Moments of brilliance were only just that: moments. Benny's ability, vision and finesse were visible, but only in flashes. By halfway through the 2012 campaign when Shalrie Joseph was traded you had to believe the leadership role, the on-the field general role would be handed off to Feilhaber. Benny could rise to the occasion and become the leader, the veteran the young club sorely needed. Well, that never happened, either; it's tough to be a field general if you are still battling for a starting position. In 2012, Feilhaber played 101 minutes more than in 2011, but his goals dropped from 4 to 1, and assists from 7 to 2. Confusion is more with the lack of assists this past year when he had weapons like Saer Sene, Lee Nguyen and Jerry Bengtson available to him that weren't in 2011. The excuse here will be he had to play more defense once we traded Shalrie.

What I will remember most about our short affair with Benny Blue Eyes was his attitude and lack of leadership. This is not a complete knock against Feilhaber, who I believe will thrive in an established system, surrounded by talent like he will be in Kansas City. He couldn't be what we needed him to be in New England. The leadership void created by the loss of Taylor Twellman, Jay Heaps, Michael Parkhurst and Steve Ralston will not be filled overnight or even over the course of a few seasons. We all just hoped Benny would fill some of it. He didn't.
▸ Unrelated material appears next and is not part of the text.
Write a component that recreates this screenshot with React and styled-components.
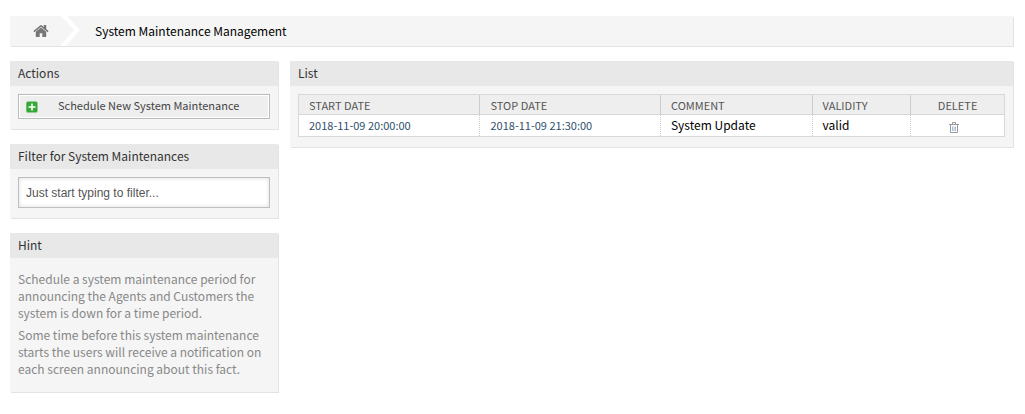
import React, { useState } from "react";
import styled, { createGlobalStyle } from "styled-components";

const GlobalStyle = createGlobalStyle`
  *, *::before, *::after { box-sizing: border-box; }
  body {
    margin: 0;
    background: #fff;
    color: #000;
    font: 12px/17px "Noto Sans CJK SC", "Noto Sans", sans-serif;
  }
`;

const Page = styled.div`
  padding: 16px 12px 16px 10px;
`;

const Breadcrumb = styled.nav`
  margin-bottom: 15px;
  background: #f5f5f5;
  box-shadow: 1px 1px 0 #e3e3e3;
`;

const Crumbs = styled.ol`
  display: flex;
  height: 30px;
  margin: 0;
  padding: 0;
  list-style: none;
`;

const Crumb = styled.li`
  display: flex;
  align-items: center;
`;

const HomeLink = styled.a`
  display: flex;
  padding: 0 11px 0 23px;
  color: #777;
`;

const CrumbLink = styled.a`
  padding: 0 0 2px 15px;
  color: #000;
  text-decoration: none;
`;

const Columns = styled.div`
  display: grid;
  grid-template-columns: minmax(200px, 268fr) minmax(0, 723fr);
  gap: 12px;
  align-items: start;
`;

const Sidebar = styled.aside`
  display: grid;
  gap: 15px;
`;

const Panel = styled.section`
  background: #f5f5f5;
  box-shadow: 1px 1px 0 #e3e3e3;
`;

const PanelTitle = styled.h2`
  margin: 0;
  padding: 3px 8px 5px;
  background: #e8e8e8;
  color: #333;
  font-size: 12px;
  font-weight: 400;
`;

const PanelBody = styled.div`
  padding: 8px 8px 10px;
`;

const ActionButton = styled.button`
  display: flex;
  align-items: center;
  gap: 20px;
  width: 100%;
  height: 25px;
  padding: 0 7px;
  border: 1px solid #bbb;
  background: #eee;
  box-shadow: inset 0 0 0 1px #fff;
  color: #444;
  font: inherit;
  font-size: 11px;
  line-height: 17px;
`;

const ButtonLabel = styled.span`
  padding-bottom: 2px;
`;

const FilterInput = styled.input`
  display: block;
  width: 100%;
  height: 31px;
  padding: 0 7px;
  border: 1px solid #bfbfbf;
  border-radius: 0;
  background: #fff;
  box-shadow: inset 0 0 4px #ddd;
  color: #333;
  font: 12px "Liberation Sans", Arial, sans-serif;

  &::placeholder {
    color: #555;
    opacity: 1;
  }
`;

const HintText = styled.div`
  padding-top: 4px;
  color: #888;

  p {
    margin: 0 0 5px;
  }
`;

const Table = styled.table`
  width: 100%;
  table-layout: fixed;
  border: 1px solid #d8d8d8;
  border-collapse: separate;
  border-spacing: 0;
  background: #fff;
`;

const Column = styled.col`
  width: ${(p) => p.$share}%;
`;

const HeadCell = styled.th`
  height: 20px;
  padding: 2px 10px 0;
  border-bottom: 1px solid #d8d8d8;
  background: #eee;
  color: #555;
  font-size: 11px;
  font-weight: 400;
  line-height: 17px;
  text-align: ${(p) => (p.$center ? "center" : "left")};
  text-transform: uppercase;

  & + & {
    border-left: 1px solid #ccc;
  }
`;

const Cell = styled.td`
  height: 20px;
  padding: 1px 10px 2px;
  vertical-align: top;

  & + & {
    border-left: 1px dotted #ccc;
  }
`;

const DeleteCell = styled(Cell)`
  padding: 0 18px 0 10px;
  text-align: center;
`;

const DateLink = styled.a`
  color: #2f4f6b;
  font-size: 11px;
  text-decoration: none;
`;

const DeleteLink = styled.a`
  display: flex;
  justify-content: center;
  padding-top: 7px;
  color: #999;
`;

const HomeIcon = () => (
  <svg width="16" height="14" viewBox="0 0 16 14" fill="currentColor" aria-hidden="true">
    <path d="M8 3.4 2.8 7.8v4.6c0 .4.2.6.6.6h3.3V9.3h2.6V13h3.3c.4 0 .6-.2.6-.6V7.8z" />
    <path d="M15.3 6.8 13.2 5V1.5c0-.3-.1-.4-.4-.4h-1.6c-.3 0-.4.1-.4.4V3L8.9 1.4a1.4 1.4 0 0 0-1.8 0L.7 6.8c-.2.1-.2.3-.1.5l.5.6c.2.2.4.2.6 0L8 2.7l6.3 5.2c.2.2.4.2.6 0l.5-.6c.1-.2.1-.4-.1-.5z" />
  </svg>
);

const Chevron = () => (
  <svg width="20" height="30" viewBox="0 0 20 30" fill="#fff" aria-hidden="true">
    <path d="M1 0h6l13 14L6 30H0l14-16z" />
  </svg>
);

const PlusIcon = () => (
  <svg width="12" height="12" viewBox="0 0 12 12" aria-hidden="true">
    <rect x="0.3" y="0.5" width="11.2" height="11" rx="1.6" fill="#35a835" />
    <path d="M6 2.5v7M2.5 6h7" stroke="#fff" strokeWidth="1.6" />
  </svg>
);

const TrashIcon = () => (
  <svg width="10" height="11" viewBox="0 0 10 11" fill="none" stroke="currentColor" aria-hidden="true">
    <path d="M0 2.5h10M3.5 2V.5h3V2M1.5 3v7.5h7V3" />
    <path d="M3.5 4.5V9M5 4.5V9M6.5 4.5V9" stroke="#8fabcf" strokeWidth="0.8" />
  </svg>
);

const rows = [
  {
    start: "2018-11-09 20:00:00",
    stop: "2018-11-09 21:30:00",
    comment: "System Update",
    validity: "valid",
  },
];

export default function App() {
  const [filter, setFilter] = useState("");
  const visible = rows.filter((row) =>
    Object.values(row).join(" ").toLowerCase().includes(filter.toLowerCase())
  );

  return (
    <>
      <GlobalStyle />
      <Page>
        <Breadcrumb aria-label="Breadcrumb">
          <Crumbs>
            <Crumb>
              <HomeLink href="#" aria-label="Home">
                <HomeIcon />
              </HomeLink>
              <Chevron />
            </Crumb>
            <Crumb>
              <CrumbLink href="#">System Maintenance Management</CrumbLink>
            </Crumb>
          </Crumbs>
        </Breadcrumb>
        <Columns>
          <Sidebar>
            <Panel>
              <PanelTitle>Actions</PanelTitle>
              <PanelBody>
                <ActionButton type="button">
                  <PlusIcon />
                  <ButtonLabel>Schedule New System Maintenance</ButtonLabel>
                </ActionButton>
              </PanelBody>
            </Panel>
            <Panel>
              <PanelTitle id="filter-title">Filter for System Maintenances</PanelTitle>
              <PanelBody>
                <FilterInput
                  type="text"
                  aria-labelledby="filter-title"
                  placeholder="Just start typing to filter..."
                  value={filter}
                  onChange={(e) => setFilter(e.target.value)}
                />
              </PanelBody>
            </Panel>
            <Panel>
              <PanelTitle>Hint</PanelTitle>
              <PanelBody>
                <HintText>
                  <p>
                    Schedule a system maintenance period for announcing the Agents and Customers
                    the system is down for a time period.
                  </p>
                  <p>
                    Some time before this system maintenance starts the users will receive a
                    notification on each screen announcing about this fact.
                  </p>
                </HintText>
              </PanelBody>
            </Panel>
          </Sidebar>
          <Panel as="main">
            <PanelTitle>List</PanelTitle>
            <PanelBody>
              <Table>
                <colgroup>
                  <Column $share={25.6} />
                  <Column $share={25.6} />
                  <Column $share={21.5} />
                  <Column $share={14} />
                  <Column $share={13.3} />
                </colgroup>
                <thead>
                  <tr>
                    <HeadCell>Start date</HeadCell>
                    <HeadCell>Stop date</HeadCell>
                    <HeadCell>Comment</HeadCell>
                    <HeadCell>Validity</HeadCell>
                    <HeadCell $center>Delete</HeadCell>
                  </tr>
                </thead>
                <tbody>
                  {visible.map((row) => (
                    <tr key={row.start}>
                      <Cell>
                        <DateLink href="#">{row.start}</DateLink>
                      </Cell>
                      <Cell>
                        <DateLink href="#">{row.stop}</DateLink>
                      </Cell>
                      <Cell>{row.comment}</Cell>
                      <Cell>{row.validity}</Cell>
                      <DeleteCell>
                        <DeleteLink href="#" aria-label="Delete">
                          <TrashIcon />
                        </DeleteLink>
                      </DeleteCell>
                    </tr>
                  ))}
                </tbody>
              </Table>
            </PanelBody>
          </Panel>
        </Columns>
      </Page>
    </>
  );
}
There are some actors who can carry a movie by their performance alone. Then there are other actors who aren't bred for that role, but will compliment a cast of quality actors. Benny won't make a bad team good; he's more likely to make an already good team great.

Benny had two years on a developing team full of new blood to solidify his leadership position. He leaves having been unable to secure a starting role on the regular. His multiple "outbursts" on the field were more petulant than passionate. Several times he inexplicably gave up on an effort and opted for some dramatic pose of falling to the ground rather than trying to finish the rebound. These things are inexcusable for someone you are paying near DP amounts.

How can fans be angry and upset with this deal? I agree wanting more than some draft picks and money is reasonable, but Benny's performance wasn't exactly a secret and probably tempered some offers from around the league. At any rate, you remove a stale piece from your roster who wasn't producing. Declining his option was a logical step to possibly buying him back at a lower salary, one he's more deserving of. In 2012, Feilhaber cost the Revs $395,500 more than Lee Nguyen. Who was more valuable to Revs this year?

This where the business end comes in. As much as you may have limited faith that the Front Office will make use of money afforded to us by the Shalrie and Benny moves, one has to believe freeing up that cap space is a good thing. Every club has to look at production, compare it to market value, and make hard decisions. Freeing up nearly $400k by offloading an under-performing player who failed to meet expectations is not a bad decision, it's a rational one...and with the arrival of Andy Dorman and Kalifa Cisse, it's an even smarter one.